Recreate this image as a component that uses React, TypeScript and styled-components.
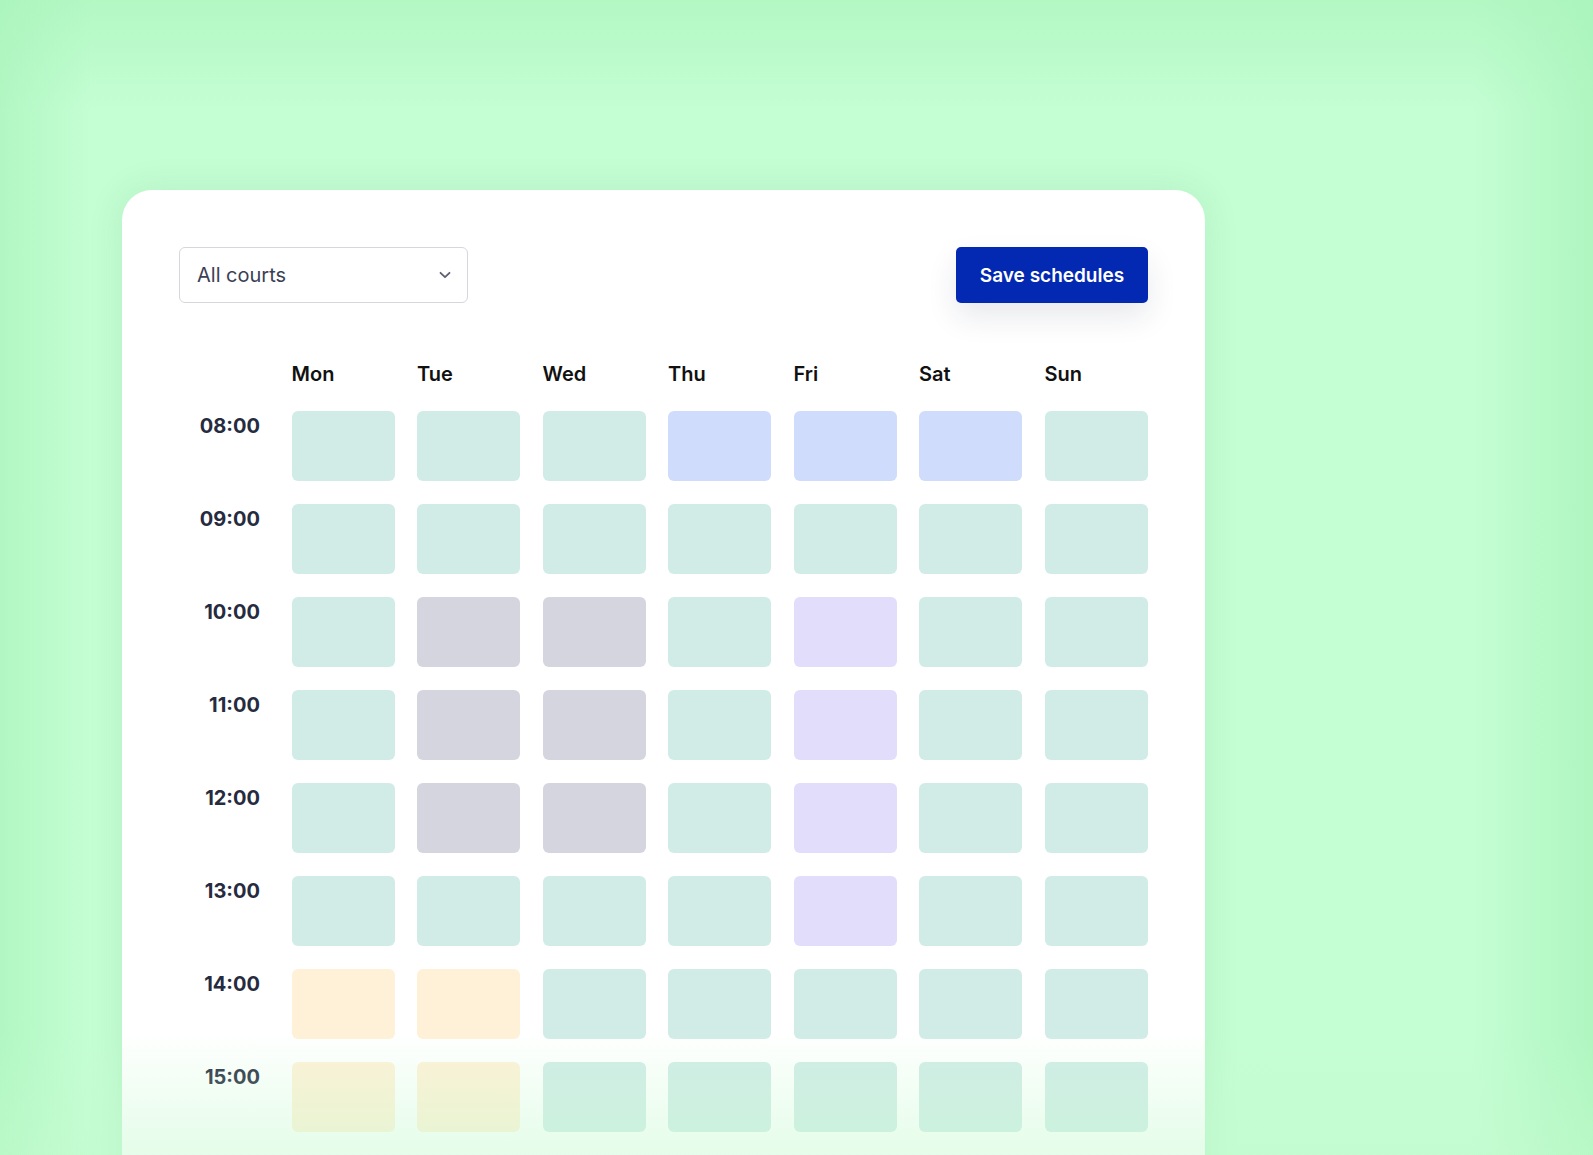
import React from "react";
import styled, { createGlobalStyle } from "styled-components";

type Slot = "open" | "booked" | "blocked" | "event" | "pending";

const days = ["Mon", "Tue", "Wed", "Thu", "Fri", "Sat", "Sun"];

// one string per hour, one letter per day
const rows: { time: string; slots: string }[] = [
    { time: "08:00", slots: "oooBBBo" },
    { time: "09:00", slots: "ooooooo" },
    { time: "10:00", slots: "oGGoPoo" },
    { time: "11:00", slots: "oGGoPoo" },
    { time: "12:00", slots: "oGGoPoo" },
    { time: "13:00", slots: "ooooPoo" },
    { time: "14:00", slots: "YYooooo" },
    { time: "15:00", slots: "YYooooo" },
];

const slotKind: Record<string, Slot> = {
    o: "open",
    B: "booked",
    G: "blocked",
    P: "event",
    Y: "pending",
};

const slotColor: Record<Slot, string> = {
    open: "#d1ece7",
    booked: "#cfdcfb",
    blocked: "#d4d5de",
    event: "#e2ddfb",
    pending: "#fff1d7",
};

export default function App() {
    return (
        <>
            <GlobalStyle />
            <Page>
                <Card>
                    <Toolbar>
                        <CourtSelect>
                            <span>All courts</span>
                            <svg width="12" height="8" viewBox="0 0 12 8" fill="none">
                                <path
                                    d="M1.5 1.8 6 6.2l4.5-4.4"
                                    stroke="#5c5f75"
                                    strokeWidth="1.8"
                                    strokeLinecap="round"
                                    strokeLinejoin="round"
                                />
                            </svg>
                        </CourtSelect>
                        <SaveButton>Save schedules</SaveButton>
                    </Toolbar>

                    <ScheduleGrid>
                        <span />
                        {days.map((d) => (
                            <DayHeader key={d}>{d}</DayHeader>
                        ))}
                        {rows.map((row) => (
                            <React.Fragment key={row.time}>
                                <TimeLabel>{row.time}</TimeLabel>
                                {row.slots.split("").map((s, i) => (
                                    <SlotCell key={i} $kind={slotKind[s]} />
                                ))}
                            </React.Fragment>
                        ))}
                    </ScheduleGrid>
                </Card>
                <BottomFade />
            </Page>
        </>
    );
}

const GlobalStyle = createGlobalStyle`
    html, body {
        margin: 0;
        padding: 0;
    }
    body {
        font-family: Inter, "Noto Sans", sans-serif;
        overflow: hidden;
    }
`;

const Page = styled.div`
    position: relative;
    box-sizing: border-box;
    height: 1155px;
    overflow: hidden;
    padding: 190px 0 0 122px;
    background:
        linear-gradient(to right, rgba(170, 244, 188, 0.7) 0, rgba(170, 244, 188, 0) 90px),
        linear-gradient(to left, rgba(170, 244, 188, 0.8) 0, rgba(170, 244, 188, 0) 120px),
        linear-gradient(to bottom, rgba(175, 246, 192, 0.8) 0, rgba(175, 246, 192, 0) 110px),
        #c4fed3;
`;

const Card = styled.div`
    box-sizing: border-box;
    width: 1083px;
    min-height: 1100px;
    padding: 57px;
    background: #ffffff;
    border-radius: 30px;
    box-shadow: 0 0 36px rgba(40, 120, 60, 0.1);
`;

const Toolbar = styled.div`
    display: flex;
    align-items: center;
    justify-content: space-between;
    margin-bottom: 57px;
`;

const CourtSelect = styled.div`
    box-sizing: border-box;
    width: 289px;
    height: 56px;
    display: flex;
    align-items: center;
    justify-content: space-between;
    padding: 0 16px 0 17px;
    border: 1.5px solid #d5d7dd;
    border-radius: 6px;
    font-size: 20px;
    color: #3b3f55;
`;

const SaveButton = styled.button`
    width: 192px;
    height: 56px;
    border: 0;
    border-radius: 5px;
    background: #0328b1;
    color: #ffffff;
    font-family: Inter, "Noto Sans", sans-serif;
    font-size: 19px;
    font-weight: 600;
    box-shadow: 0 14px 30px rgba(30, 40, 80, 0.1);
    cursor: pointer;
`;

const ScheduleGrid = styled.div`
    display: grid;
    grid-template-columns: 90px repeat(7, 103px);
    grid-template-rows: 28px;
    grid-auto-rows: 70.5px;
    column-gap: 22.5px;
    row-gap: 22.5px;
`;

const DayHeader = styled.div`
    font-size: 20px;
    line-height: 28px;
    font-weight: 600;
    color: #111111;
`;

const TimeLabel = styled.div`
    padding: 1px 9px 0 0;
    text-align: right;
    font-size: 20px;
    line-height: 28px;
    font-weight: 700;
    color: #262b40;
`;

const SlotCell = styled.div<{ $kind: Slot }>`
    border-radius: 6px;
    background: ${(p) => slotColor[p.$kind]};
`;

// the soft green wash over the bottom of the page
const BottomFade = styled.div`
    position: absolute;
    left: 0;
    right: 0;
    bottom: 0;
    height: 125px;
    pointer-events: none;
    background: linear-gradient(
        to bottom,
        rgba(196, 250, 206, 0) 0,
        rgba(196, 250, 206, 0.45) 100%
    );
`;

####################

* [Short exercise]:
From the listing, copy every line where the string "styled" appears.

* [Written response]:
Recreate this image as a component that uses React, TypeScript and styled-components.
import styled, { createGlobalStyle } from "styled-components";
const Page = styled.div`
const Card = styled.div`
const Toolbar = styled.div`
const CourtSelect = styled.div`
const SaveButton = styled.button`
const ScheduleGrid = styled.div`
const DayHeader = styled.div`
const TimeLabel = styled.div`
const SlotCell = styled.div<{ $kind: Slot }>`
const BottomFade = styled.div`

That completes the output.